The strong rise in stocks somewhat offset the loss in other sectors. This is the benefit of hedge among several strongly uncorrelated or negatively correlated assets. 

Market Overview

S&P 500 companies’ earnings recovered and most likely had a positive earnings growth in Q3 – based on Factset, 91% companies have already reported their Q3 earnings and the blended earnings growth year over year is 2.9%. However, the great dispersion among US stocks and the retreat in other risk assets are definitely the cause of concern. Moreover, the rapidly rising long term interest rate will eventually increase consumer and business borrowing cost (mortgage, loans and corporate bonds). As stated above, we view the current election induced development will take a breadth before the reality sets in. As always, we will stay on course and respond based on our strategies. 

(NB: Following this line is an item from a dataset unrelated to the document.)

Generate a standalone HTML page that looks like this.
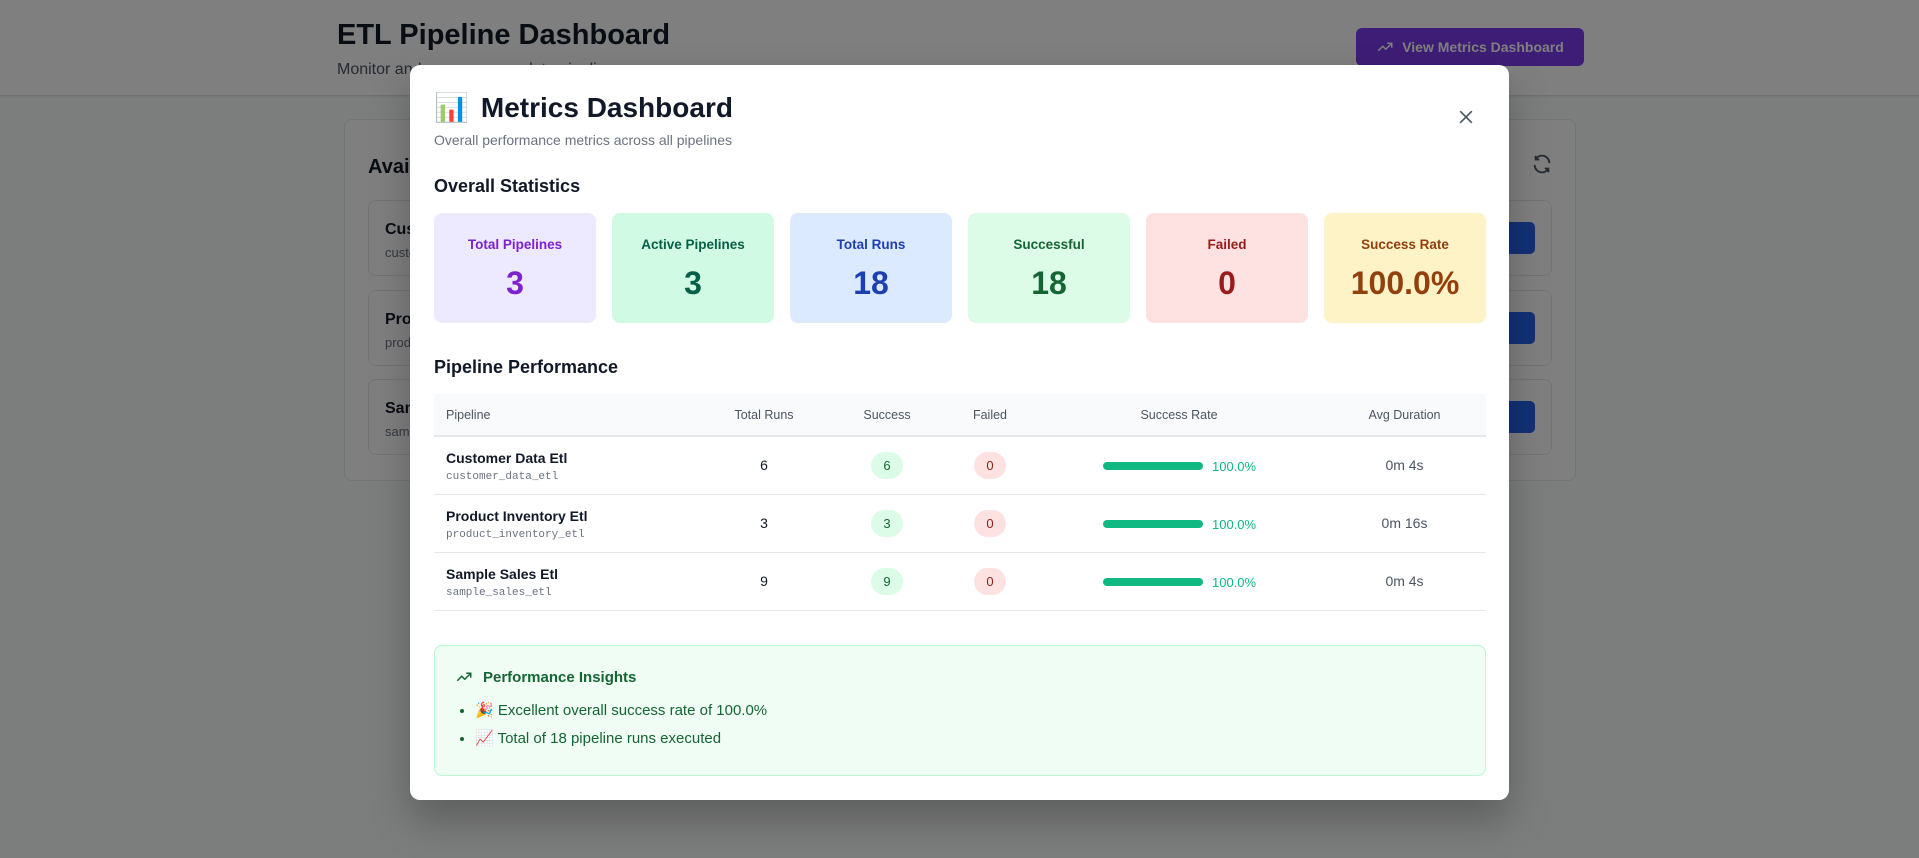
<!DOCTYPE html>
<html><head><meta charset="utf-8"><style>
*{box-sizing:border-box;margin:0;padding:0}
body{width:1919px;height:858px;overflow:hidden;background:#f9fafb;font-family:"Liberation Sans","Noto Sans CJK SC",sans-serif;position:relative;color:#111827}
.hdr{position:absolute;left:0;top:0;width:1919px;height:95px;background:#fff;box-shadow:0 1px 3px rgba(0,0,0,.15)}
.hdr h1{position:absolute;left:337px;top:19px;font-size:29px;font-weight:bold;color:#111827}
.hdr p{position:absolute;left:337px;top:61px;font-size:16px;color:#4b5563}
.vbtn{position:absolute;left:1356px;top:28px;width:228px;height:38px;background:#7c3aed;border-radius:6px;color:#fff;font-size:14px;font-weight:bold;display:flex;align-items:center;justify-content:center;gap:8px}
.bcard{position:absolute;left:344px;top:119px;width:1232px;height:362px;background:#fff;border:1px solid #e5e7eb;border-radius:8px}
.bcard h2{position:absolute;left:23px;top:36px;font-size:20px;font-weight:600}
.brow{position:absolute;left:23px;width:1184px;height:76px;border:1px solid #e5e7eb;border-radius:8px}
.brow b{position:absolute;left:16px;top:20px;font-size:16px}
.brow span{position:absolute;left:16px;top:44px;font-size:13px;color:#6b7280}
.brow i{position:absolute;right:16px;top:21px;width:80px;height:32px;background:#2563eb;border-radius:5px}
.ov{position:absolute;left:0;top:0;width:1919px;height:858px;background:rgba(0,0,0,.5)}
.modal{position:absolute;left:410px;top:65px;width:1099px;height:735px;background:#fff;border-radius:10px;box-shadow:0 20px 40px rgba(0,0,0,.25)}
.mt{position:absolute;left:24px;top:26px;font-size:28px;font-weight:bold;display:flex;align-items:center;gap:12px}
.ms{position:absolute;left:24px;top:67px;font-size:14px;color:#6b7280}
.close{position:absolute;left:1046px;top:42px}
.sec{position:absolute;left:24px;font-size:18px;font-weight:600;color:#111827}
.cards{position:absolute;left:24px;top:148px;display:flex;gap:16px}
.c{width:162px;height:110px;border-radius:8px;text-align:center}
.c .l{font-size:13.5px;font-weight:600;margin-top:24px}
.c .n{font-size:32px;font-weight:bold;margin-top:13px}
table{position:absolute;left:24px;top:329px;width:1052px;border-collapse:collapse;table-layout:fixed}
th{background:#f9fafb;font-size:12.5px;font-weight:normal;color:#4b5563;height:42px;border-bottom:2px solid #e5e7eb;text-align:center}
td{height:58px;border-bottom:1px solid #e5e7eb;text-align:center;font-size:14px}
.nm{text-align:left;padding-left:12px;padding-top:2px}
.nm b{display:block;font-size:14px;font-weight:600;color:#111827}
.nm code{font-family:"Liberation Mono",monospace;font-size:11px;color:#6b7280}
.pill{display:inline-block;min-width:32px;height:27px;line-height:27px;border-radius:14px;font-size:13px}
.g{background:#dcfce7;color:#166534}.r{background:#fee2e2;color:#991b1b}
.bar{display:inline-block;width:100px;height:8px;border-radius:4px;background:#10b981;vertical-align:middle;margin-right:9px}
.pct{color:#10b981;font-size:13px;vertical-align:middle}
.sr{text-align:left;padding-left:68px}
.ins{position:absolute;left:24px;top:580px;width:1052px;height:131px;background:#f0fdf4;border:1px solid #bbf7d0;border-radius:8px;color:#166534}
.ins h3{position:absolute;left:20px;top:22px;font-size:15px;font-weight:600;display:flex;gap:10px;align-items:center}
.ins ul{position:absolute;left:40px;top:51px;font-size:15px;line-height:28px}
</style></head><body>
<div class="hdr"><h1>ETL Pipeline Dashboard</h1><p>Monitor and manage your data pipelines</p>
<div class="vbtn"><svg width="18" height="18" viewBox="0 0 24 24" fill="none" stroke="#fff" stroke-width="2"><path d="M3 17l6-6 4 4 8-8M15 7h6v6"/></svg>View Metrics Dashboard</div></div>
<div class="bcard"><h2>Available Pipelines</h2>
<svg style="position:absolute;right:22px;top:33px" width="22" height="22" viewBox="0 0 24 24" fill="none" stroke="#4b5563" stroke-width="2"><path d="M20 11A8 8 0 0 0 5 7M4 13a8 8 0 0 0 15 4M5 3v4h4M19 21v-4h-4"/></svg>
<div class="brow" style="top:80px"><b>Customer Data Etl</b><span>customer_data_etl</span><i></i></div>
<div class="brow" style="top:170px"><b>Product Inventory Etl</b><span>product_inventory_etl</span><i></i></div>
<div class="brow" style="top:259px"><b>Sample Sales Etl</b><span>sample_sales_etl</span><i></i></div>
</div>
<div class="ov"></div>
<div class="modal">
<div class="mt"><span style="font-size:28px">📊</span>Metrics Dashboard</div>
<div class="ms">Overall performance metrics across all pipelines</div>
<svg class="close" width="20" height="20" viewBox="0 0 24 24" fill="none" stroke="#4b5563" stroke-width="2"><path d="M5 5l14 14M19 5L5 19"/></svg>
<div class="sec" style="top:111px">Overall Statistics</div>
<div class="cards">
<div class="c" style="background:#ede9fe;color:#7e22ce"><div class="l">Total Pipelines</div><div class="n">3</div></div>
<div class="c" style="background:#d1fae5;color:#065f46"><div class="l">Active Pipelines</div><div class="n">3</div></div>
<div class="c" style="background:#dbeafe;color:#1e40af"><div class="l">Total Runs</div><div class="n">18</div></div>
<div class="c" style="background:#dcfce7;color:#166534"><div class="l">Successful</div><div class="n">18</div></div>
<div class="c" style="background:#fee2e2;color:#991b1b"><div class="l">Failed</div><div class="n">0</div></div>
<div class="c" style="background:#fef3c7;color:#92400e"><div class="l">Success Rate</div><div class="n">100.0%</div></div>
</div>
<div class="sec" style="top:292px">Pipeline Performance</div>
<table>
<colgroup><col style="width:265px"><col style="width:130px"><col style="width:116px"><col style="width:90px"><col style="width:288px"><col style="width:163px"></colgroup>
<tr><th style="text-align:left;padding-left:12px">Pipeline</th><th>Total Runs</th><th>Success</th><th>Failed</th><th>Success Rate</th><th>Avg Duration</th></tr>
<tr><td class="nm"><b>Customer Data Etl</b><code>customer_data_etl</code></td><td>6</td><td><span class="pill g">6</span></td><td><span class="pill r">0</span></td><td class="sr"><span class="bar"></span><span class="pct">100.0%</span></td><td style="color:#4b5563">0m 4s</td></tr>
<tr><td class="nm"><b>Product Inventory Etl</b><code>product_inventory_etl</code></td><td>3</td><td><span class="pill g">3</span></td><td><span class="pill r">0</span></td><td class="sr"><span class="bar"></span><span class="pct">100.0%</span></td><td style="color:#4b5563">0m 16s</td></tr>
<tr><td class="nm"><b>Sample Sales Etl</b><code>sample_sales_etl</code></td><td>9</td><td><span class="pill g">9</span></td><td><span class="pill r">0</span></td><td class="sr"><span class="bar"></span><span class="pct">100.0%</span></td><td style="color:#4b5563">0m 4s</td></tr>
</table>
<div class="ins"><h3><svg width="18" height="18" viewBox="0 0 24 24" fill="none" stroke="#166534" stroke-width="2"><path d="M3 17l6-6 4 4 8-8M15 7h6v6"/></svg>Performance Insights</h3>
<ul><li>🎉 Excellent overall success rate of 100.0%</li><li>📈 Total of 18 pipeline runs executed</li></ul></div>
</div>
</body></html>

For more detailed asset trend scores, please refer to 360° Market Overview

As now we have a president elect who promised to challenge the status quo and make substantial structural change (such as infrastructure building), we are now in a wait and see period: as the nation is posed to invest, the most important factor to watch is how productive the investments will be. Simply put, productive investments will result in better return on investment (ROI), tangibly or intangibly. They should also increase productivity that in turns will improve our standard of living. Capital misallocation can result in a higher growth but might not improve the real standard of living, which is the ultimate goal of economic activities.

In terms of investments, U.S. stock valuation is at a historically high level. It is thus not a good time to take excessive risk. However, we remain optimistic on U.S. economy in the long term and believe much better investment opportunities will arise in the future. 

We again would like to stress for any new investor and new money, the best way to step into this kind of markets is through dollar cost average (DCA), i.e. invest and/or follow a model portfolio in several phases (such as 2 or 3 months) instead of the whole sum at one shot.